During my employment as a landscape architect and planner, I designed my fair share of parking lots. Small, large, paved, gravel. I'm here to tell you, as if you didn't already know, that there is nothing glamourous about designing a parking lot - or being in one for that matter.
The grey and black asphalt grows so hot during the summer that you can actually see the heat rising. The bays, sectioned by fading white lines, are stained by oil slicks and residual AC fluid. Traffic jams. Competition for spaces. Paying for a space.
I write this blog to remind me that even when the whole of something is mundane or ugly, elements of it can be beautiful and inspiring. A parking lot is hardly inspiring, but smaller vingettes within a parking lot, really set my mind in motion - the way the lines make patterns on the ground, the arc of the trees grown to provide shade, the subtle changes in shades of grey.
This is true in reverse when we create.

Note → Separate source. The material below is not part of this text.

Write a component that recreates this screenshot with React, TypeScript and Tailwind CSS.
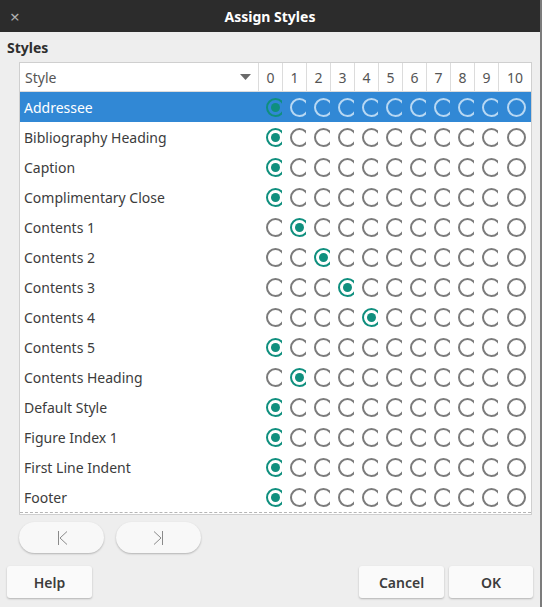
const styles: [string, number][] = [
  ["Addressee", 0],
  ["Bibliography Heading", 0],
  ["Caption", 0],
  ["Complimentary Close", 0],
  ["Contents 1", 1],
  ["Contents 2", 2],
  ["Contents 3", 3],
  ["Contents 4", 4],
  ["Contents 5", 0],
  ["Contents Heading", 1],
  ["Default Style", 0],
  ["Figure Index 1", 0],
  ["First Line Indent", 0],
  ["Footer", 0],
];

const levels = [0, 1, 2, 3, 4, 5, 6, 7, 8, 9, 10];

function Radio({ on, active, last }: { on: boolean; active: boolean; last: boolean }) {
  const ring = on
    ? "border-[#0f8f7e]"
    : active
      ? "border-[#b8d8f3]"
      : "border-[#7b7b7b]";
  return (
    <div className={last ? "ml-[7px] h-[19px] w-[19px]" : "ml-[6px] h-[19px] w-[16px] overflow-hidden"}>
      <div className={`flex h-[19px] w-[19px] items-center justify-center rounded-full border-2 ${ring}`}>
        {on && <div className="h-[9px] w-[9px] rounded-full bg-[#0f8f7e]" />}
      </div>
    </div>
  );
}

export default function App() {
  return (
    <div className="flex h-[607px] w-[542px] font-['Noto_Sans',sans-serif] text-[#3c3c3c]">
      <div className="flex w-[540px] flex-col bg-[#eeeeee]">
        <div className="grid h-[32px] grid-cols-[40px_1fr_40px] items-center bg-[#2c2c2c]">
          <span className="pl-[10px] text-[17px] leading-none text-[#b0b0b0]">×</span>
          <span className="text-center text-[14px] font-bold text-white">Assign Styles</span>
          <span />
        </div>

        <div className="flex flex-1 flex-col px-[7px]">
          <div className="mt-[6px] text-[14px] font-bold leading-[20px] text-[#2e2e2e]">Styles</div>

          <div className="ml-[12px] mt-[4px] w-[513px] border border-[#cfcfcf] bg-white">
            <div className="flex h-[29px] items-center border-b border-[#dcdcdc] text-[14px] text-[#555]">
              <div className="flex h-full w-[239px] items-center justify-between border-r border-[#dcdcdc] pl-[5px] pr-[7px]">
                <span>Style</span>
                <svg width="11" height="6" viewBox="0 0 11 6">
                  <path d="M0 0h11L5.5 6z" fill="#6a6a6a" />
                </svg>
              </div>
              {levels.map((n) => (
                <div
                  key={n}
                  className={`flex h-full items-center justify-center ${n === 10 ? "flex-1" : "w-[24px] border-r border-[#dcdcdc]"}`}
                >
                  {n}
                </div>
              ))}
            </div>

            {styles.map(([name, sel], i) => {
              const active = i === 0;
              return (
                <div
                  key={name}
                  className={`flex h-[30px] items-center text-[14px] ${active ? "bg-[#3188d5] text-white" : ""}`}
                >
                  <div className="w-[240px] pl-[4px]">{name}</div>
                  {levels.map((n) => (
                    <div key={n} className={n === 10 ? "flex-1" : "w-[24px]"}>
                      <Radio on={n === sel} active={active} last={n === 10} />
                    </div>
                  ))}
                </div>
              );
            })}
            <div className="h-[2px] border-t border-dashed border-[#b5b5b5]" />
          </div>

          <div className="ml-[12px] mt-[7px] flex gap-[12px]">
            <button className="flex h-[31px] w-[85px] items-center justify-center rounded-full bg-[#f8f8f8] shadow-[0_1px_2px_rgba(0,0,0,0.25)]">
              <svg width="14" height="16" viewBox="0 0 14 16" fill="none" stroke="#8a8a8a" strokeWidth="1">
                <path d="M3.5 1v14M12 1.5L5 8l7 6.5" />
              </svg>
            </button>
            <button className="flex h-[31px] w-[85px] items-center justify-center rounded-full bg-[#f8f8f8] shadow-[0_1px_2px_rgba(0,0,0,0.25)]">
              <svg width="14" height="16" viewBox="0 0 14 16" fill="none" stroke="#8a8a8a" strokeWidth="1">
                <path d="M10.5 1v14M2 1.5L9 8l-7 6.5" />
              </svg>
            </button>
          </div>

          <div className="mt-[13px] flex items-center text-[14px] font-semibold text-[#3c3c3c]">
            <button className="h-[32px] w-[85px] rounded-[3px] bg-[#fafafa] shadow-[0_1px_2px_rgba(0,0,0,0.25)]">Help</button>
            <div className="flex-1" />
            <button className="h-[32px] w-[85px] rounded-[3px] bg-[#fafafa] shadow-[0_1px_2px_rgba(0,0,0,0.25)]">Cancel</button>
            <button className="ml-[5px] h-[32px] w-[84px] rounded-[3px] bg-[#fafafa] shadow-[0_1px_2px_rgba(0,0,0,0.25)]">OK</button>
          </div>
        </div>
      </div>
      <div className="w-[2px] bg-[#7c7c7c]" />
    </div>
  );
}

Sometimes we find ordinary items - ribbons, buttons, paper. We examine, rearrange, and choose a composition for the pieces and, whatever it is, it really satisfies our need to make something beautiful to us. The pieces ordinary pieces inspire us to create a more beautiful whole.
My point is - whether you deconstruct something unappealing or make something new from ordinary parts, there is can be beauty and inspiration. It all depends on how you decide to look at it.